The Trade-Offs You Cannot Ignore
Layering encryption on top of encapsulation is not free. Be honest about the costs.
– MTU gets worse, not better. You are now stacking two sets of overhead. VXLAN adds roughly 50 bytes, and IPsec adds its own overhead on top of that, with the exact amount depending on the mode and cipher. If MTU planning mattered with plain VXLAN, it is critical here. This is one of the most common sources of the classic “ping works but real traffic breaks” problem. Plan your MTU end to end before you deploy, not after.
– There is a performance cost. Encryption consumes resources. Whether it hurts depends heavily on whether the platform does IPsec in hardware with crypto offload or in software. On a device without offload, encrypting a high-throughput fabric link can become your bottleneck. Size the hardware for the encrypted throughput you actually need, not the cleartext number on the datasheet.

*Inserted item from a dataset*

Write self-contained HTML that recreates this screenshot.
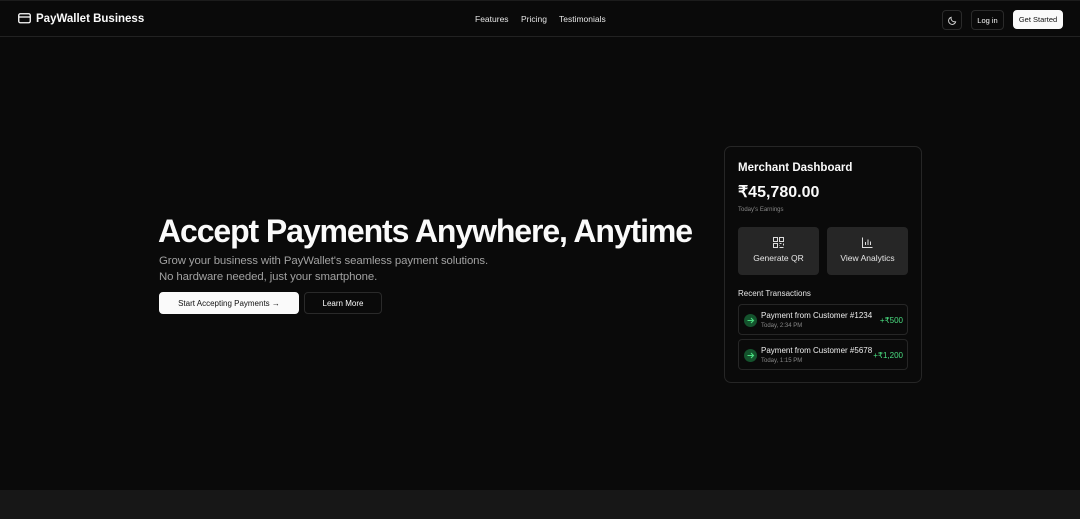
<!DOCTYPE html>
<html><head><meta charset="utf-8"><style>
*{box-sizing:border-box;margin:0;padding:0}
body{width:1080px;height:519px;background:#0a0a0a;color:#fafafa;font-family:"Liberation Sans",sans-serif;position:relative;overflow:hidden}
.abs{position:absolute}
.hdr{left:0;top:0;width:1080px;height:37px;border-bottom:1px solid #222;border-top:1px solid #1c1c1c}
.nav a{position:absolute;top:13px;font-size:8.5px;color:#e5e5e5}
.btn{position:absolute;border:1px solid #2a2a2a;border-radius:4px;font-size:7.5px;display:flex;align-items:center;justify-content:center}
h1{position:absolute;left:158px;top:213px;font-size:32px;font-weight:bold;letter-spacing:-1.1px;white-space:nowrap}
.sub{left:159px;top:253px;font-size:11.4px;color:#a1a1a1;line-height:16px;letter-spacing:-0.1px}
.card{left:724px;top:146px;width:198px;height:237px;border:1px solid #262626;border-radius:7px}
.tile{position:absolute;top:80px;width:81px;height:48px;background:#262626;border-radius:4px;font-size:8.5px;text-align:center;color:#e5e5e5}
.tx{position:absolute;left:13px;width:170px;height:31px;border:1px solid #262626;border-radius:4px}
.tx .ic{position:absolute;left:5px;top:9px;width:13px;height:13px;border-radius:50%;background:#14532d}
.tx .t{position:absolute;left:22px;top:6px;font-size:8px;color:#eee}
.tx .s{position:absolute;left:22px;top:18px;font-size:6px;color:#888}
.tx .a{position:absolute;right:4px;top:11px;font-size:8px;color:#4ade80}
</style></head><body>
<div class="abs hdr">
 <svg class="abs" style="left:18px;top:12px" width="13" height="11" viewBox="0 0 13 11"><rect x="0.75" y="0.75" width="11.5" height="9" rx="1.5" fill="none" stroke="#fff" stroke-width="1.3"/><line x1="1" y1="4" x2="12" y2="4" stroke="#fff" stroke-width="1.3"/></svg>
 <div class="abs" style="left:36px;top:12px;font-size:11.5px;font-weight:bold">PayWallet Business</div>
 <div class="nav"><a style="left:475px">Features</a><a style="left:521px">Pricing</a><a style="left:559px">Testimonials</a></div>
 <div class="btn" style="left:942px;top:9px;width:20px;height:20px"><svg width="9" height="9" viewBox="0 0 10 10"><path d="M7.5 6.5A4 4 0 0 1 3.5 1.5 4 4 0 1 0 8.5 6.5z" fill="none" stroke="#ddd" stroke-width="1"/></svg></div>
 <div class="btn" style="left:971px;top:9px;width:33px;height:20px">Log in</div>
 <div class="btn" style="left:1013px;top:9px;width:50px;height:19px;background:#fafafa;color:#111;border-color:#fafafa">Get Started</div>
</div>
<h1>Accept Payments Anywhere, Anytime</h1>
<div class="abs sub">Grow your business with PayWallet's seamless payment solutions.<br>No hardware needed, just your smartphone.</div>
<div class="btn" style="left:159px;top:292px;width:140px;height:22px;background:#fafafa;color:#111;border-color:#fafafa;font-size:8px">Start Accepting Payments →</div>
<div class="btn" style="left:304px;top:292px;width:78px;height:22px;font-size:8px">Learn More</div>
<div class="abs card">
 <div class="abs" style="left:13px;top:15px;font-size:11.5px;font-weight:bold">Merchant Dashboard</div>
 <div class="abs" style="left:13px;top:35px;font-size:16px;font-weight:bold">₹45,780.00</div>
 <div class="abs" style="left:13px;top:60px;font-size:6px;color:#888">Today's Earnings</div>
 <div class="tile" style="left:13px"><svg style="margin-top:10px" width="11" height="11" viewBox="0 0 11 11" fill="none" stroke="#ddd" stroke-width="1"><rect x="0.5" y="0.5" width="4" height="4"/><rect x="6.5" y="0.5" width="4" height="4"/><rect x="0.5" y="6.5" width="4" height="4"/><path d="M6.5 6.5h2M10.5 6.5v2M6.5 10.5h4M6.5 8.5v0.5"/></svg><div style="margin-top:3px">Generate QR</div></div>
 <div class="tile" style="left:102px"><svg style="margin-top:10px" width="11" height="11" viewBox="0 0 11 11" fill="none" stroke="#ddd" stroke-width="1"><path d="M0.5 0.5v10h10M3.5 8V5M6 8V2.5M8.5 8V4.5"/></svg><div style="margin-top:3px">View Analytics</div></div>
 <div class="abs" style="left:13px;top:142px;font-size:8px;color:#e5e5e5">Recent Transactions</div>
 <div class="tx" style="top:157px"><div class="ic"><svg width="13" height="13" viewBox="0 0 13 13" fill="none" stroke="#4ade80" stroke-width="1.1"><path d="M3.5 6.5h6M7 4l2.5 2.5L7 9"/></svg></div><div class="t">Payment from Customer #1234</div><div class="s">Today, 2:34 PM</div><div class="a">+₹500</div></div>
 <div class="tx" style="top:192px"><div class="ic"><svg width="13" height="13" viewBox="0 0 13 13" fill="none" stroke="#4ade80" stroke-width="1.1"><path d="M3.5 6.5h6M7 4l2.5 2.5L7 9"/></svg></div><div class="t">Payment from Customer #5678</div><div class="s">Today, 1:15 PM</div><div class="a">+₹1,200</div></div>
</div>
<div class="abs" style="left:0;top:490px;width:1080px;height:29px;background:#171717"></div>
</body></html>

– The encryption is hop-scoped, not end-to-end. IPsec protects the traffic between the two tunnel endpoints. Inside each site, once the packet is decrypted and decapsulated, it is back in the clear on the local fabric. So VXLAN over IPsec secures the transit between sites, not the entire path from original host to original host. Do not overclaim this to a security team. It protects the link, not the world.
Where This Fits With EVPN
If you are running EVPN as your control plane, the same protected path carries it. The EVPN BGP peering between sites can ride the same IPsec tunnel as the VXLAN data plane, so you end up protecting both the control plane and the data plane across the untrusted link. That is usually what you want when you stretch a fabric over the internet or any link you do not own end to end.
The Takeaway
VXLAN still does not encrypt anything, and that has not changed. What changes is that you can deliberately pair it with IPsec to add the confidentiality it was never designed to provide. Encapsulation and encryption are two different layers solving two different problems, and combining them cleanly is exactly the kind of design decision that separates a fabric that merely works from one that is actually safe to run across links you do not trust.